Chapter 10 Parametric statistics
10.1 Introduction
The majority of statistical tools that we use in this book share one important feature: they are underpinned by a mathematical model of some kind. Because a mathematical model is lurking in the background, this particular flavour of statistics is known as parametric statistics. In this context, the word ‘parametric’ refers to the fact that the behaviour of such a model is defined by one or more quantities known as ‘parameters’.
We aren’t going to study the mathematical details of these models in any detail. This isn’t a maths book. However, it’s important to at least understand the assumptions underlying a statistical model. Mathematical assumptions are the aspects of a system that we accept as true, or at least nearly true. If these aren’t reasonable for a given situation, we can’t be sure that the results of the corresponding analysis (e.g. a statistical test) will be reliable. We always need to evaluate the assumptions of an analysis to determine whether or not we trust it.
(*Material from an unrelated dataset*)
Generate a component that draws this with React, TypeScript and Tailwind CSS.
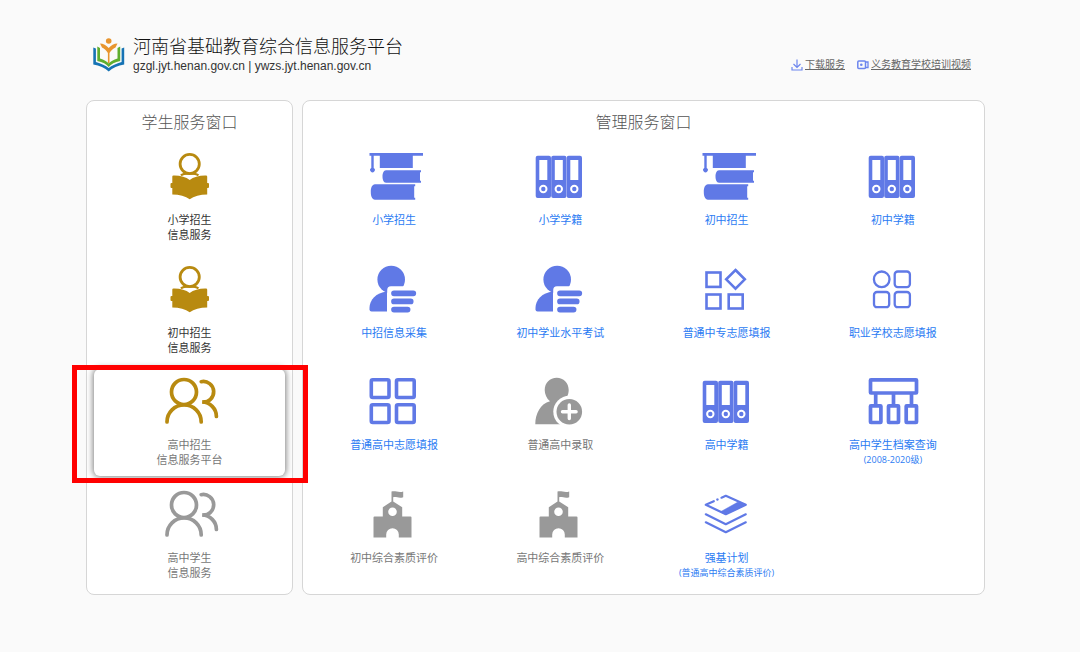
import type { ReactNode } from 'react';

type Tone = 'gold' | 'blue' | 'gray';

interface Service {
  icon: ReactNode;
  tone: Tone;
  lines: string[];
  note?: string;
  textClass: string;
  active?: boolean;
}

const toneClass: Record<Tone, string> = {
  gold: 'text-[#b88a10]',
  blue: 'text-[#6079e6]',
  gray: 'text-[#999999]',
};

function Logo() {
  return (
    <svg viewBox="0 0 32 34" className="w-8 h-[34px] shrink-0" fill="none" aria-hidden="true">
      <circle cx="15.7" cy="3" r="2.8" fill="#e8952e" />
      <path d="M7 5.500C10 5.500 13.500 7.500 15.700 10C18 7.500 21 5.500 24.500 5.500L22.500 9.500C20 10.500 18 12.500 16.500 15V25H14.900V15C13.400 12.500 11.500 10.500 9 9.500Z" fill="#e8952e" />
      <path d="M4.300 8.500L7 10V20.500C11 21.500 14 23.500 15.700 25.500C17.500 23.500 20.500 21.500 24.500 20.500V10L27.200 8.500V23C22 24 18 26 15.700 29C13.500 26 9.500 24 4.300 23Z" fill="#5fae2e" />
      <path d="M0.300 9.500L2.900 10.500V24C8 25.500 13 27.500 15.700 30C18.500 27.500 23.500 25.500 28.600 24V10.500L31.200 9.500V26.500C25 27.500 19.500 30 15.700 33.500C12 30 6.500 27.500 0.300 26.500Z" fill="#1673b4" />
    </svg>
  );
}

function Icon({ children }: { children: ReactNode }) {
  return (
    <svg viewBox="0 0 60 60" className="w-15 h-15 shrink-0" fill="none" aria-hidden="true">
      {children}
    </svg>
  );
}

const reader = (
  <Icon>
    <circle cx="29.700" cy="17" r="9.6" stroke="currentColor" strokeWidth="2.8" />
    <path d="M21 28.500C22.500 26.800 25 26.500 29.700 26.500S36.900 26.800 38.400 28.500" stroke="currentColor" strokeWidth="2.200" />
    <path d="M13.500 28.500C20 28.300 26 30 29.700 33C33.500 30 39.500 28.300 46 28.500Q47.200 28.500 47.200 29.500V36H48Q49 36 49 37V40Q49 41 48 41H47.200V47.500C40 47.700 34 49 29.700 52.300C25.500 49 19.500 47.700 12.300 47.500V41H11.500Q10.500 41 10.500 40V37Q10.500 36 11.500 36H12.300V29.500Q12.300 28.500 13.500 28.500Z" fill="currentColor" />
  </Icon>
);

const users = (
  <Icon>
    <g stroke="currentColor" strokeWidth="3.700" strokeLinecap="round">
      <circle cx="24" cy="20" r="12.500" />
      <path d="M7 50A17.100 17.100 0 0 1 41.200 50" />
      <path d="M41.200 9.700A10.300 10.300 0 1 1 42.200 30A14.500 14.500 0 0 1 56.400 44.500" />
    </g>
  </Icon>
);

const gradBooks = (
  <Icon>
    <g fill="currentColor">
      <path d="M5.500 6H59V8.700H48.800V21H15.800V8.700H9.700V21A2.300 2.300 0 1 1 7.300 21V8.700H5.500Z" />
      <path d="M22 23.300H57V25.300H56V33.700H57V35.700H22C19.500 35.700 18.500 32.500 18.500 29.500S19.500 23.300 22 23.300Z" />
      <path d="M11 37.300H51.200V39.300H50.200V50.700H51.200V52.700H11C8 52.700 6.800 49 6.800 45S8 37.300 11 37.300Z" />
    </g>
  </Icon>
);

const binders = (
  <Icon>
    {[5.7, 21.2, 36.7].map((x) => (
      <g key={x}>
        <rect x={x} y="8.700" width="15.300" height="42.300" rx="2" fill="currentColor" />
        <rect x={x + 3.6} y="13" width="8" height="20" fill="#fff" />
        <circle cx={x + 7.6} cy="42" r="3.200" fill="currentColor" stroke="#fff" strokeWidth="2" />
      </g>
    ))}
  </Icon>
);

const userList = (
  <Icon>
    <circle cx="27.200" cy="19.500" r="13.800" fill="currentColor" />
    <path d="M23 31.500C12 32.500 5.500 40 5.500 48V49.500Q5.500 51.500 7.500 51.500H23Z" fill="currentColor" />
    <path d="M23.200 55V30Q23.200 26.200 27 26.200H56V55Z" fill="#fff" />
    <path d="M30 33.300H49.300M30 41.400H46.700M30 49.600H43.600" stroke="currentColor" strokeWidth="5.700" strokeLinecap="round" />
  </Icon>
);

const shapesDiamond = (
  <Icon>
    <g stroke="currentColor" strokeWidth="2.600">
      <rect x="9.500" y="12.500" width="14" height="14.400" />
      <rect x="9.500" y="34.500" width="14" height="14" />
      <rect x="31.700" y="34.500" width="14" height="14" />
      <path d="M38.500 10L47.800 19.300L38.500 28.600L29.200 19.300Z" />
    </g>
  </Icon>
);

const shapesCircle = (
  <Icon>
    <g stroke="currentColor" strokeWidth="2.300">
      <circle cx="18.700" cy="19.300" r="7.800" />
      <rect x="31.700" y="11.500" width="15.200" height="15.600" rx="3" />
      <rect x="11" y="32" width="15.200" height="15.200" rx="3" />
      <rect x="31.700" y="32" width="15.200" height="15.200" rx="3" />
    </g>
  </Icon>
);

const fourSquares = (
  <Icon>
    <g stroke="currentColor" strokeWidth="3.600">
      <rect x="7.300" y="7.800" width="17.700" height="17.700" rx="1.500" />
      <rect x="32.500" y="7.800" width="17.700" height="17.700" rx="1.500" />
      <rect x="7.300" y="32.800" width="17.700" height="17.700" rx="1.500" />
      <rect x="32.500" y="32.800" width="17.700" height="17.700" rx="1.500" />
    </g>
  </Icon>
);

const userAdd = (
  <Icon>
    <path d="M26.700 5.800C33.500 5.800 38.700 11 38.700 18C38.700 23 36 27.500 33 29.500V52.200H5.300C5.300 42 10.500 31.500 20 29.300C16.500 26.500 14.700 22 14.700 18C14.700 11 19.900 5.800 26.700 5.800Z" fill="currentColor" />
    <circle cx="39.300" cy="39.700" r="16" fill="#fff" />
    <circle cx="39.300" cy="39.700" r="12.800" fill="currentColor" />
    <path d="M32.500 39.700H46.100M39.300 32.900V46.500" stroke="#fff" strokeWidth="3.400" strokeLinecap="round" />
  </Icon>
);

const orgChart = (
  <Icon>
    <g stroke="currentColor" strokeWidth="3.700">
      <rect x="7.500" y="7.800" width="46" height="13.200" rx="0.500" />
      <path d="M12.700 21V33M30.500 21V33M48.500 21V33" />
      <rect x="7.500" y="33.800" width="10.400" height="16.700" rx="0.500" />
      <rect x="25.500" y="33.800" width="10" height="16.700" rx="0.500" />
      <rect x="43.200" y="33.800" width="10.300" height="16.700" rx="0.500" />
    </g>
  </Icon>
);

const school = (
  <Icon>
    <path
      fill="currentColor"
      fillRule="evenodd"
      d="M27.500 6.500C31.500 5.500 34.500 8 39.200 6.500V12.200C35 13.700 32.500 11.500 29.200 12.200V16.500L38.200 22.200V31.500H46.500Q47.500 31.500 47.500 32.500V52.500H34.800V49.500A6.300 6.300 0 0 0 22.200 49.500V52.500H9.500V32.500Q9.500 31.500 10.500 31.500H18.800V22.200L27.500 16.500ZM28.500 22.500A4.300 4.300 0 1 0 28.500 31.100A4.300 4.300 0 1 0 28.500 22.500Z"
    />
  </Icon>
);

const layers = (
  <Icon>
    <g stroke="currentColor" strokeWidth="2.200" strokeLinecap="round" strokeLinejoin="round">
      <path d="M24.500 12.700L28.800 10.800L48.800 19.800L28.800 29.200L8.800 19.800L16.800 16.200M20.300 14.600L20.600 14.500" />
      <path d="M8.800 29.300L28.800 39.200L48.800 29.300M8.800 37.300L28.800 47.200L48.800 37.300" />
      <path d="M24 26.500L41 17L48.800 19.800L28.800 29.200Z" fill="currentColor" strokeWidth="0.500" />
    </g>
  </Icon>
);

const dark = 'text-[#333333]';
const muted = 'text-[#777777]';
const link = 'text-[#2b7bf3]';

const studentServices: Service[] = [
  { icon: reader, tone: 'gold', lines: ['小学招生', '信息服务'], textClass: dark },
  { icon: reader, tone: 'gold', lines: ['初中招生', '信息服务'], textClass: dark },
  { icon: users, tone: 'gold', lines: ['高中招生', '信息服务平台'], textClass: muted, active: true },
  { icon: users, tone: 'gray', lines: ['高中学生', '信息服务'], textClass: muted },
];

const adminServices: Service[] = [
  { icon: gradBooks, tone: 'blue', lines: ['小学招生'], textClass: link },
  { icon: binders, tone: 'blue', lines: ['小学学籍'], textClass: link },
  { icon: gradBooks, tone: 'blue', lines: ['初中招生'], textClass: link },
  { icon: binders, tone: 'blue', lines: ['初中学籍'], textClass: link },
  { icon: userList, tone: 'blue', lines: ['中招信息采集'], textClass: link },
  { icon: userList, tone: 'blue', lines: ['初中学业水平考试'], textClass: link },
  { icon: shapesDiamond, tone: 'blue', lines: ['普通中专志愿填报'], textClass: link },
  { icon: shapesCircle, tone: 'blue', lines: ['职业学校志愿填报'], textClass: link },
  { icon: fourSquares, tone: 'blue', lines: ['普通高中志愿填报'], textClass: link },
  { icon: userAdd, tone: 'gray', lines: ['普通高中录取'], textClass: muted },
  { icon: binders, tone: 'blue', lines: ['高中学籍'], textClass: link },
  { icon: orgChart, tone: 'blue', lines: ['高中学生档案查询'], note: '(2008-2020级)', textClass: link },
  { icon: school, tone: 'gray', lines: ['初中综合素质评价'], textClass: muted },
  { icon: school, tone: 'gray', lines: ['高中综合素质评价'], textClass: muted },
  { icon: layers, tone: 'blue', lines: ['强基计划'], note: '(普通高中综合素质评价)', textClass: link },
];

function ServiceTile({ service }: { service: Service }) {
  return (
    <a
      href="#"
      className={`relative flex flex-col items-center pt-[3px] rounded-md ${
        service.active ? 'bg-white shadow-[0_0_6px_1px_rgba(0,0,0,0.5)]' : ''
      }`}
    >
      <span className={toneClass[service.tone]}>{service.icon}</span>
      <span className={`mt-[6px] text-center text-[11px] leading-[15px] font-normal whitespace-nowrap ${service.textClass}`}>
        {service.lines.map((line) => (
          <span key={line} className="block">
            {line}
          </span>
        ))}
        {service.note && (
          <span className="block text-[9px] leading-[13px] font-['Open_Sans','Noto_Sans_CJK_SC',sans-serif]">
            {service.note}
          </span>
        )}
      </span>
      {service.active && (
        <span className="absolute z-10 -left-[22px] -right-[23px] -top-1 -bottom-[7px] border-5 border-[#ff0000] pointer-events-none" />
      )}
    </a>
  );
}

function Panel({ title, className, children }: { title: string; className: string; children: ReactNode }) {
  return (
    <section className={`bg-white border border-[#d6d6d6] rounded-lg pb-1.5 ${className}`}>
      <h2 className="h-[43px] flex items-center justify-center text-base text-[#555555]">{title}</h2>
      {children}
    </section>
  );
}

export default function App() {
  return (
    <div className="min-h-screen bg-[#fafafa] pl-[86px] pr-[95px] font-light font-['Liberation_Sans','Noto_Sans_CJK_SC',sans-serif]">
      <header className="h-[100px] flex items-start justify-between pl-[7px] pr-[14px] pt-9">
        <div className="flex items-center gap-2">
          <Logo />
          <div>
            <h1 className="text-lg leading-[22px] text-[#111111]">河南省基础教育综合信息服务平台</h1>
            <p className="text-xs leading-[16px] font-normal text-[#333333]">
              gzgl.jyt.henan.gov.cn | ywzs.jyt.henan.gov.cn
            </p>
          </div>
        </div>
        <nav className="flex gap-3 mt-5 text-[10px] leading-[18px] font-normal text-[#666666]">
          <a href="#" className="flex items-center gap-0.5">
            <svg viewBox="0 0 12 12" className="w-3 h-3" fill="none" stroke="#6d86ee" aria-hidden="true">
              <path d="M6 0.500V8.500M2.500 5L6 8.500L9.500 5M1 8V11H11V8" strokeWidth="1.200" />
            </svg>
            <span className="underline">下载服务</span>
          </a>
          <a href="#" className="flex items-center gap-0.5">
            <svg viewBox="0 0 12 12" className="w-3 h-3" fill="none" stroke="#6d86ee" aria-hidden="true">
              <rect x="0.800" y="2" width="7.700" height="7.500" rx="1" strokeWidth="1.500" />
              <path d="M8.500 3H11V8.500H8.500" strokeWidth="1.300" />
              <circle cx="4.300" cy="5.700" r="1.300" fill="#6d86ee" stroke="none" />
            </svg>
            <span className="underline">义务教育学校培训视频</span>
          </a>
        </nav>
      </header>

      <main className="flex gap-[9px]">
        <Panel title="学生服务窗口" className="w-[207px] shrink-0 px-[7px]">
          <div className="grid grid-rows-4 gap-1.5 h-[444px]">
            {studentServices.map((service) => (
              <ServiceTile key={service.lines.join('')} service={service} />
            ))}
          </div>
        </Panel>
        <Panel title="管理服务窗口" className="flex-1 px-2">
          <div className="grid grid-cols-4 grid-rows-4 gap-y-1.5 h-[444px]">
            {adminServices.map((service) => (
              <ServiceTile key={service.lines.join('')} service={service} />
            ))}
          </div>
        </Panel>
      </main>
    </div>
  );
}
Ultimately, we want to understand, in rough terms at least, how a model and its assumptions lead to a particular statistical test. We explored a number of concepts from frequentist statistics in the last few chapters, such as sampling variation, null distributions, and p-values. These ideas will crop up time and time again throughout the book. By thinking about models and their assumptions we can begin to connect the abstract ideas in the last few chapters to the practical aspects of ‘doing statistics’.
10.2 Mathematical models
A mathematical model is a description of a system using the language and concepts of mathematics. A statistical model is a particular class of mathematical model that describes how samples of data are generated from a hypothetical population. We’re going to consider only a small subset of the huge array of statistical models people routinely use.
In conceptual terms, the statistical models we use describe data in terms of a systematic component and a random component:
\[\text{Observed Data} = \text{Systematic Component} + \text{Random Component}\]
The systematic component of a model describes the structure, or the relationships, in the data. When people refer to ‘the model’, this is the bit they usually care about. The random component captures the left over “noise” in the data. This is essentially the part of the data that the systematic component of the model fails to describe.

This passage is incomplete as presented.